The deal was done, but only after much additional obsequious flattery by Rome. Surely no instance of this is more well known than the remarks in 2018 by Argentine bishop Marcelo Sánchez Sorondo, chancellor of the Pontifical Academy of Social Sciences, that, in the world today, “those who are best implementing the social doctrine of the Church are the Chinese.”

Cardinal Zen will have none of it; he sees such odd views of fairness and compassion as “encouraging people to accept slavery instead of getting rid of it.” (Moreover, according to Cardinal Zen, Sánchez Sorondo also “invite[d] a criminal as a guest of honor to an organ transplant symposium, precisely the criminal who is under investigation by international experts for trafficking in organs taken from living people.”)

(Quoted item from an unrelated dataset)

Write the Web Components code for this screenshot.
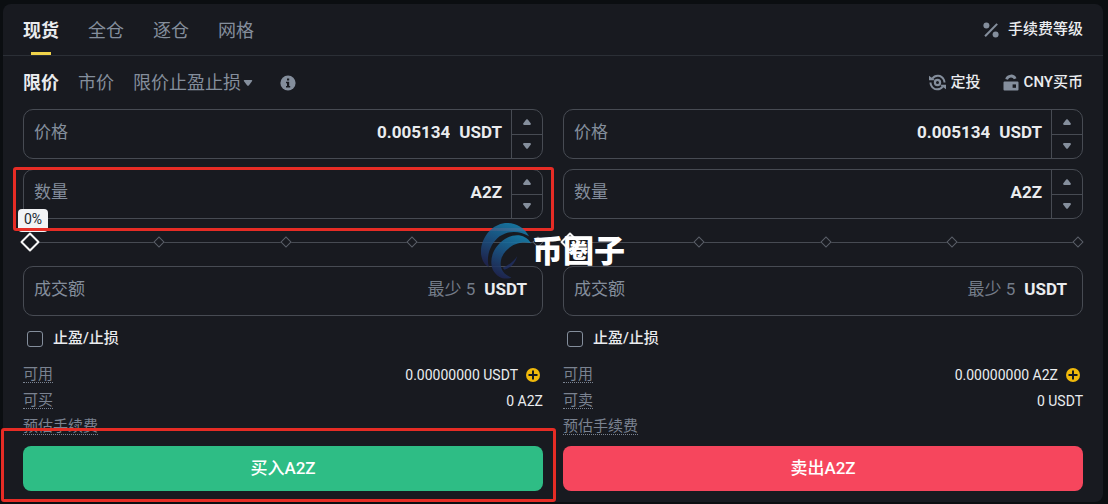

For Love of My People preserves much of the lecture format of the original texts and so is easy to read. But in another sense, it is not so easy to read. If Cardinal Zen is speaking the truth, and there is no reason to doubt a single word he writes, then the Vatican has sold out millions of suffering faithful for the sake of a deal with communists who have made a habit of “disappearing” Chinese bishops and parishioners who do not toe the party line. All of this is in black and white, in 153 conversational pages. The real-world consequences, though, are written in blood on Chinese streets and on the walls of torture dungeons throughout the People’s Republic. That is the reality of Parolin’s flippancy and Sorondo’s revolting praise. Cardinal Zen cries out on behalf of the untold number of Chinese martyrs toward whom the Vatican, incredibly, has turned its back.